Postby The LSAT Trainer » Fri Aug 23, 2013 2:05 pm

roranoa wrote:Can you help me out with PT29 Sec 4 Question 19.

I don't understand answer choice E. But before that, am I suppose to infer that the first survey happened after the M&A crisis started to happen? (What year exactly is mid 80's?)

The stimulus doesn't specify whether the first survey happened before or after the crisis. How am I suppose to solve this?


Hi there --

Going to give a long explanation -- I don't know much about what you are thinking, so I'm reading tea leaves a bit, but I hope the following answers your question, and that you find at least some of the extra stuff helpful for you going forward on these types of questions --

To be exact, mid 80's would be midnight between dec 31 '84 and jan 1 '85 --

Do you think that's what the test writer meant? I don't think so.

When it comes to exactness, the LR is a bit of a mental dance -- some situations require you to be very exact, and others do not, and a significant and necessary skill is the ability to switch your mindset based on the situation (and by the way, it's not arbitrary when you should be more exact and when less so -- there are clues everywhere to indicate that, and you want to work to build up your reading and test taking ability in order to see these clues more easily).

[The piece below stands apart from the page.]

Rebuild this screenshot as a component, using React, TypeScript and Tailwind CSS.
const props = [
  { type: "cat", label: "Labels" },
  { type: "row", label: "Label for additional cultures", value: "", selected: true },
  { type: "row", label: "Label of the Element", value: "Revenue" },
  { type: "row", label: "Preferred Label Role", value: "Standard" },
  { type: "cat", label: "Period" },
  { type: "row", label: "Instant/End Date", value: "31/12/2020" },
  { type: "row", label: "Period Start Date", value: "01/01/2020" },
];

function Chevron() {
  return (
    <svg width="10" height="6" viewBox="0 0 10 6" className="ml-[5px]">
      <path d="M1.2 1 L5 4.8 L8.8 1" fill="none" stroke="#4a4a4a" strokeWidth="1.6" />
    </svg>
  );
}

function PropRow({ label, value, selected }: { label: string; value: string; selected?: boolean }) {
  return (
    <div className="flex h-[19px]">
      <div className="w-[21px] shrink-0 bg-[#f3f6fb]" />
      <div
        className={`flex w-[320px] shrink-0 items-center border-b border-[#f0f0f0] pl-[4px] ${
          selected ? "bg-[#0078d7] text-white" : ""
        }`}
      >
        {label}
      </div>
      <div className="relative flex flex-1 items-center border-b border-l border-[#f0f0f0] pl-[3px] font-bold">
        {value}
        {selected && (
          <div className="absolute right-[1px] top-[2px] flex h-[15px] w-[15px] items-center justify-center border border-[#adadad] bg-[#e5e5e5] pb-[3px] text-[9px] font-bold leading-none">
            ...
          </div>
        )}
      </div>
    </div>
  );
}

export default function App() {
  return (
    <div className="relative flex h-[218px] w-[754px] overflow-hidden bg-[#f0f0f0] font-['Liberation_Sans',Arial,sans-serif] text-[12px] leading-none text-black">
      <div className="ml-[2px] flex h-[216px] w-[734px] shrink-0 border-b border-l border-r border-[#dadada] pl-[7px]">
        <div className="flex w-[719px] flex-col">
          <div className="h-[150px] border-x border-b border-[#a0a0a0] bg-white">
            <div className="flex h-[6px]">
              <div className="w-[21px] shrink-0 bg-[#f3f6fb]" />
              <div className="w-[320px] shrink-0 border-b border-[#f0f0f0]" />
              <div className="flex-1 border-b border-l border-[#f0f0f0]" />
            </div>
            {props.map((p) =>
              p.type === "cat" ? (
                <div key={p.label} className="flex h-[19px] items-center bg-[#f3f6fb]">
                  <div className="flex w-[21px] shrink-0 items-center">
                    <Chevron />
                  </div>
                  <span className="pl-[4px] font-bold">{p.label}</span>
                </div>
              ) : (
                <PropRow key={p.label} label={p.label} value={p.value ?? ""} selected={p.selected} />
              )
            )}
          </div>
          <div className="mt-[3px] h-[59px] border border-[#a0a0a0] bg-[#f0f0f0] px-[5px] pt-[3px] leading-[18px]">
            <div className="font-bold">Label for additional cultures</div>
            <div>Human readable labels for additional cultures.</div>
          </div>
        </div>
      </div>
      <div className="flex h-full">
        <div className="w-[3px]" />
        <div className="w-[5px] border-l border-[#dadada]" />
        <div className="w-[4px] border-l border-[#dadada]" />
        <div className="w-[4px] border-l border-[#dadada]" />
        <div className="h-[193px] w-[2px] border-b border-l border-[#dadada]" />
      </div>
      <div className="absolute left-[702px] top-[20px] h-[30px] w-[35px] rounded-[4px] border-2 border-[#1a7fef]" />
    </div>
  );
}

Let's say I was talking to you and I wanted to make a point about how my addiction to Krispy Kreme caused me to gain a bunch of weight over the past year. And what I said to you was "So, I started getting into Krispy Kreme mid-June of last year, and couldn't get off it until June of this year. Last June, I weighed 140 pounds, and by the time I'd stopped eating KK I was at 240."

How important is it when, exactly, last June I weighed 140? What if it was a day before I started the KK, or the day after? How relevant is that exactness to the point that I'm making? Not very.

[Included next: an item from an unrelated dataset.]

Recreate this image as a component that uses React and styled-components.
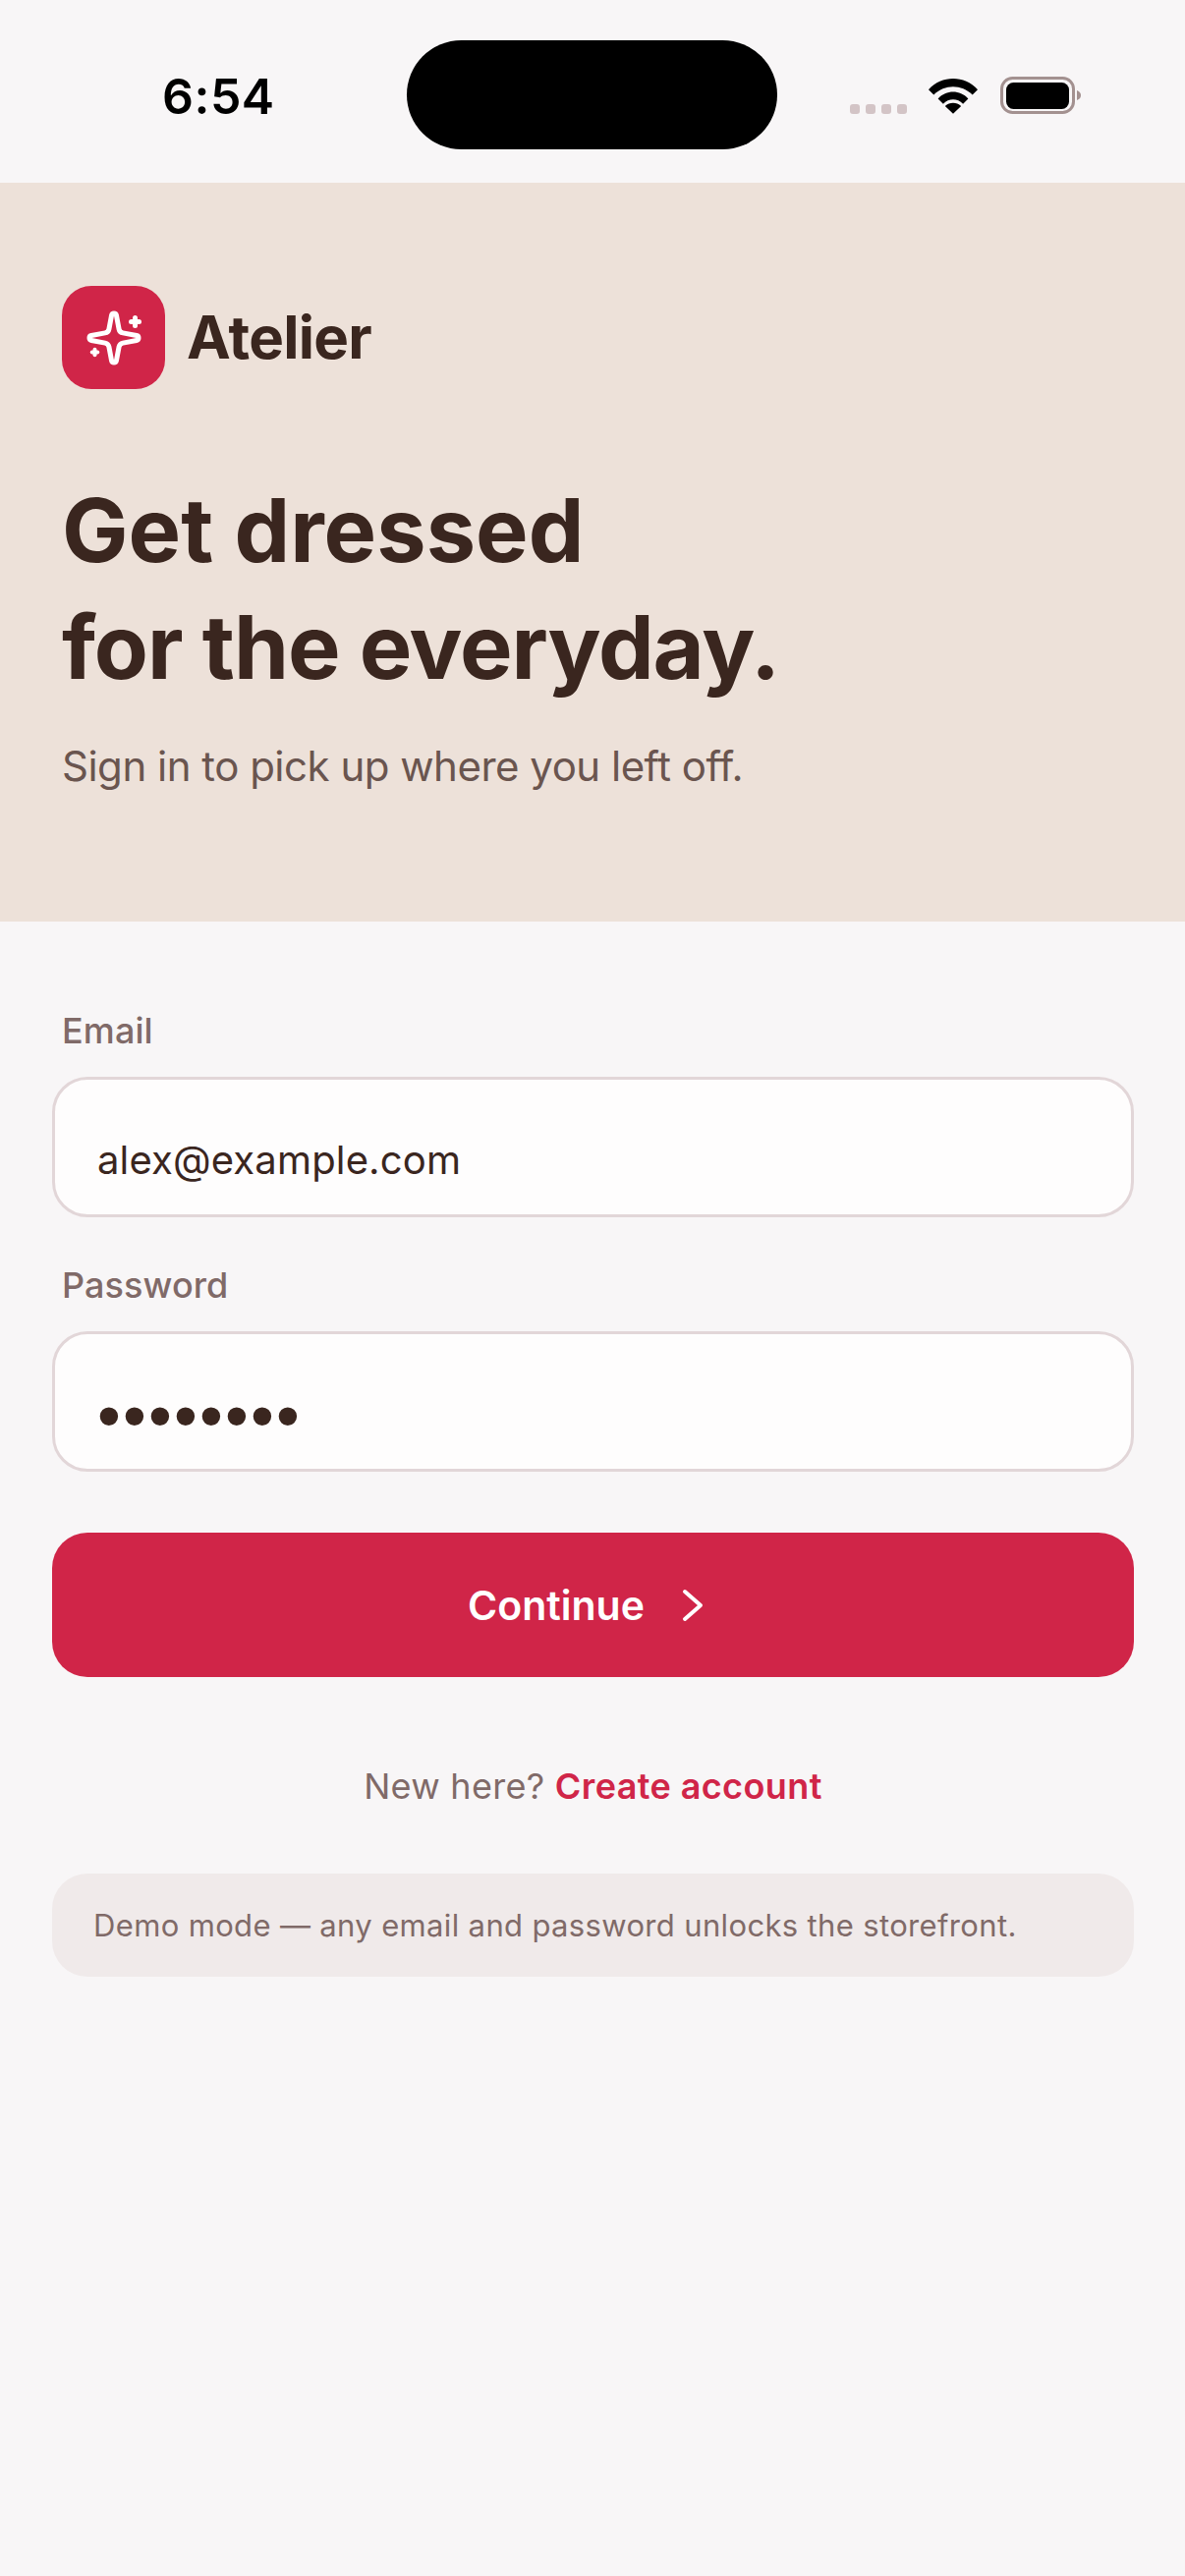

For our LSAT q, could it be that there is indeed some issue with the timing of the survey? Absolutely -- and maybe this issue will show up in an answer -- but it's not your job, in the beginning of the process, to be thinking about the exactness of such details -- it's not critically relevant to your task.

The big big big problem with focusing on such issues as the exactness of the mid 80's (a term that is purposely meant to be general) is that it means you are not focusing on what the question is actually asking you to focus on- your initial focus should be on defining the main discrepancy.

Okay, with all that said -- let's discuss the problem itself --

What's the discrepancy here?

After a decade of events that should have made people feel less secure about their jobs, these surveys show that people didn't feel less secure about their jobs. The discrepancy is "How come people don't feel less secure even though these events make it so they should feel less secure?"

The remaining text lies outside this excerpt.